Since the war started, the occupations in OJA targeting workers from Ukraine recruit for have varied. As OJAs tend to overestimate the demand for higher skilled jobs, it is no surprise that prior to the war almost half of OJAs targeting Ukrainians offered managerial or professional level jobs.

Figure 3: Share of broad occupations on total number of OJAs targeting Ukrainians

Share of broad occupations on total number of OJAs targeting Ukrainians













Source: Skills OVATE microdata. Own calculations.

In 2022, the relative importance of these two broad occupation groups declined, while demand for medium and even low skilled occupations increased. Among jobs for professionals, demand remained highest for software developers, system analysts and engineering professionals. OJAs for high skilled occupations increased fastest for social work professionals, finance specialists, and teaching professionals though.

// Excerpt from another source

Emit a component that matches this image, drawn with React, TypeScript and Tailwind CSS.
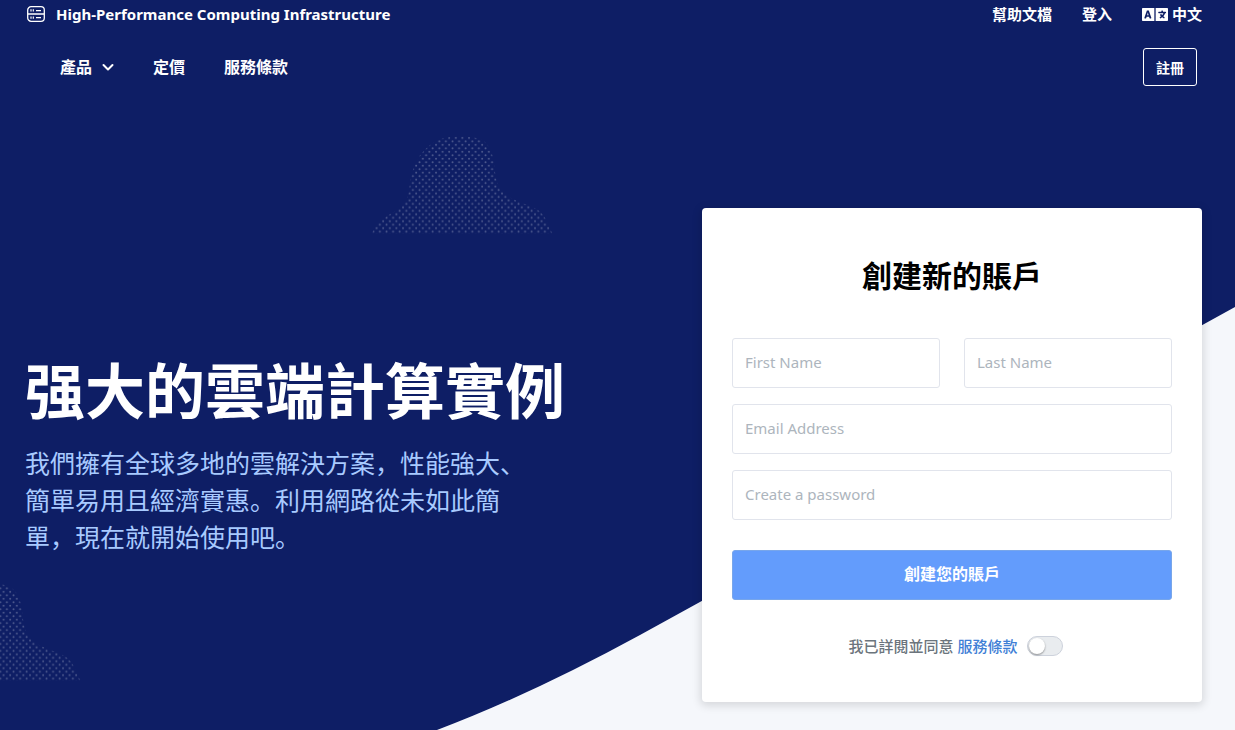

Many lower skilled positions have also appeared among the highest demanded profiles. These include manufacturing labourers, cooks, kitchen helpers, shop assistants or cleaners and helpers.

Cedefop’s data has also analysed the most demanded skills and knowledge in OJAs for Ukrainians. Unsurprisingly, foreign languages are the most demanded skill, followed by digital and interpersonal skills, like working with others. Knowledge areas commonly requested include business and administration, ICT technologies, communication, and engineering. Similar to what is the case in all other job ads Cedefop’s Skills OVATE monitors, adapting to change is by far the most requested quality.

Figure 4: Skill demand in Ukrainian OJAs (as a share of OJAs containing the requirement)

Most demanded skills






Most demanded knowledge






Most demanded values and attitudes







Source: Skills OVATE microdata. Own calculations.

OJA are well suited to track labour market trends and developments in a detailed way, and almost in real time. While not comprehensive, the analysis presented above shows there is potential for using OJA in the context of better matching skills needs in the EU, with the skills Ukrainians fleeing the war bring with them.